Weiterhin stellten die orthodoxen Serben, die unter dem Schutz des russischen Zarenreichs standen und den Habsburgern mit Distanz begegneten, 1910 mit 42 Prozent die Bevölkerungsmehrheit, während ein Drittel Muslime, und 23 Prozent Katholiken waren. Infolge der Balkankriege 1912 und 1913 kam es zu einer Radikalisierung und einer Verschärfung des Nationalismus. Nach dem tödlichen Attentat auf den Thronfolger Franz Ferdinand am 28. Juni 1914 in der Altstadt von Sarajevo folgten Ausschreitungen, Verhaftungen und große Fluchtwellen serbischer Familien aus Sarajevo nach Serbien und Montenegro.

Kommunisten veranstalteten Schauprozesse

Nach dem Ersten Weltkrieg wurde Bosnien und Herzegowina zunächst Teil des Königreichs der Serben, Kroaten und Slowenen, dann ab 1929 des Königreichs Jugoslawien. Die serbische Obrigkeit begegnete der weiter wachsenden katholischen Kirche mit großer Skepsis und enteignete die muslimischen Landbesitzer. Eine Zäsur brachten die Wirren des Zweiten Weltkriegs: Im erbitterten Kampf zwischen kroatischer Heimwehr, Ustascha-Faschisten, serbischen Tschetniks, kommunistischen Partisanen sowie deutscher Wehrmacht und italienischen Truppen entlud sich viel aufgestauter Hass zwischen den Glaubensgemeinschaften. Etliche Gläubige und Priester wurden umgebracht, Kirchen zerstört und ganze Gemeinden ausgelöscht.

Mit der kommunistischen Partisanen-Zeit ab 1945 dauerten die Verfolgungen der Katholiken an: Tausende - darunter 160 Priester und Dutzende Ordensleute - wurden ermordet, viele in Schauprozessen zu Zwangsarbeit verurteilt, Frauenorden vertrieben, die Priesterseminare in Sarajevo und Mostar geschlossen, die katholische Presse verboten und lange gab es im Land keinen Bischof auf freiem Fuß. Erst langsam gelang es Bosniens Katholiken mit ausländischer Unterstützung, einzelne Gebäude wieder aufzubauen oder zu renovieren.
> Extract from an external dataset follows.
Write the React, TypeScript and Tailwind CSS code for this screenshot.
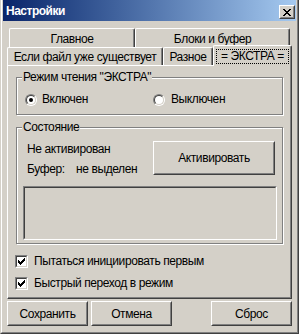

In diese Zeit fällt auch der Beginn der Berichte von angeblichen Marienerscheinungen - der Vatikan hat diese bisher nicht anerkannt - im von Franziskanern betreuten herzegowinischen Wallfahrtsort Medjugorje in den 1980er Jahren. 1990 folgte die Ernennung von Vinko Puljic zum Erzbischof von Vrhbosna-Sarajewo durch Papst Johannes Paul II., der den damals 49-Jährigen 1994 auch zum ersten Kardinal aus Bosnien machte. Damals herrschte bereits drei Jahre Krieg im Land, mit den oben beschriebenen dramatischen Folgen für alle Bewohner von Bosnien-Herzegowina, im Besonderen aber eben auch für die dort lebenden Christen bzw. Katholiken.